Another corporate entity permitted is the limited liability company, or LLC. An LLC provides some of the benefits of incorporation and some of the benefits of a partnership. An LLC should have both articles of formation as well as an operating agreement. Although forming an LLC is more involved than a partnership, it is typically less involved than the other corporate structures. Profits may be distributed in an LLC as the members agree; as long as the distributions are consistent with the default or elected tax treatment of the LLC. Keep in mind that non-CPAs may not take in more than 49 percent of the profits.
A new entity became available in Pennsylvania in 2013: the benefit corporation. A benefit corporation has all of the attributes of a regular corporation plus a commitment to transparency that is evidenced by submission of an annual report to the Department of State that identifies the “triple bottom line” effect of the company. The triple bottom line is the financial, social/people, and environmental impact of the company. The benefit corporation is appropriate for an entity that seeks a higher degree of accountability for its social responsibilities. A benefit corporation can elect to be treated as an S corporation as well.

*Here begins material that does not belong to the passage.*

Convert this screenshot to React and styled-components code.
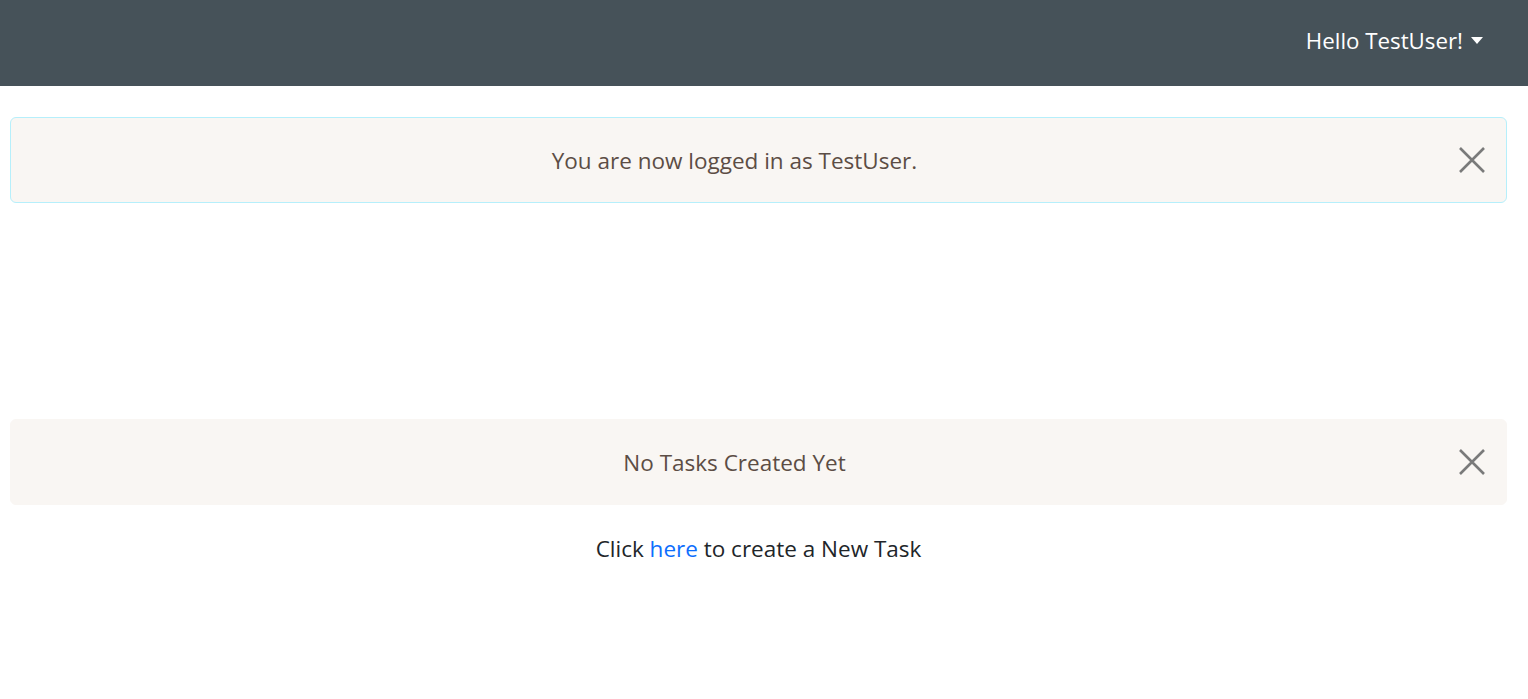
import { createGlobalStyle, styled } from 'styled-components';

const GlobalStyle = createGlobalStyle`
  body {
    margin: 0;
    background: #ffffff;
    font-family: "Open Sans", "Noto Sans", sans-serif;
  }
`;

const Navbar = styled.nav`
  height: 86px;
  background-color: #465259;
  display: flex;
  align-items: center;
  justify-content: flex-end;
  padding: 0 45px 0 0;
  box-sizing: border-box;
`;

const UserMenu = styled.button`
  display: flex;
  align-items: center;
  gap: 8px;
  background: none;
  border: none;
  color: #ffffff;
  font-family: inherit;
  font-size: 22.3px;
  padding: 0;
  margin-top: -6px;
  cursor: pointer;
`;

const Caret = styled.span`
  width: 0;
  height: 0;
  border-left: 6px solid transparent;
  border-right: 6px solid transparent;
  border-top: 7px solid #ffffff;
`;

const Main = styled.main`
  padding: 31px 21px 0 10px;
  display: flex;
  flex-direction: column;
`;

const Alert = styled.div`
  position: relative;
  height: 86px;
  box-sizing: border-box;
  padding: 0 64px 0 16px;
  background-color: #f9f6f3;
  border: 1px solid ${(p) => (p.$bordered ? '#b6effb' : '#f9f6f3')};
  border-radius: 6px;
  display: flex;
  align-items: center;
  justify-content: center;
  color: #5c4d45;
  font-size: 22.5px;
  margin-bottom: ${(p) => p.$gap || 0}px;
`;

const CloseButton = styled.button`
  position: absolute;
  right: 20px;
  top: 50%;
  transform: translateY(-50%);
  background: none;
  border: none;
  padding: 0;
  width: 28px;
  height: 28px;
  display: flex;
  align-items: center;
  justify-content: center;
  cursor: pointer;
`;

const Hint = styled.p`
  margin: 28px 0 0;
  text-align: center;
  color: #212529;
  font-size: 22.5px;
`;

const Link = styled.a`
  color: #0d6efd;
  text-decoration: none;
`;

function CloseIcon() {
  return (
    <svg width="26" height="26" viewBox="0 0 26 26">
      <path d="M1 1 L25 25 M25 1 L1 25" stroke="#7a7a7a" strokeWidth="2.6" />
    </svg>
  );
}

export default function App() {
  return (
    <>
      <GlobalStyle />
      <Navbar>
        <UserMenu>
          Hello TestUser!
          <Caret />
        </UserMenu>
      </Navbar>
      <Main>
        <Alert $bordered $gap={216}>
          You are now logged in as TestUser.
          <CloseButton aria-label="Close">
            <CloseIcon />
          </CloseButton>
        </Alert>
        <Alert>
          No Tasks Created Yet
          <CloseButton aria-label="Close">
            <CloseIcon />
          </CloseButton>
        </Alert>
        <Hint>
          Click <Link href="#">here</Link> to create a New Task
        </Hint>
      </Main>
    </>
  );
}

The PC is perhaps the most widely used corporate structure for a CPA firm, but it does not mean that it is the most appropriate entity for your firm. Your specific goals are critical in determining which entity is right for you. The PC designation, it should be noted, is only available to professionals, such as CPAs or attorneys. If you form a PC but anticipate dropping the PC designation when you refer to your firm, you will want to file for a fictitious name to avoid confusion and possible prosecution by the Pennsylvania State Board of Accountancy.
There are many options to consider when forming a CPA firm. It is important, no matter what the specific choice, that all the corporate formalities are followed in both the formation and administration of the entity.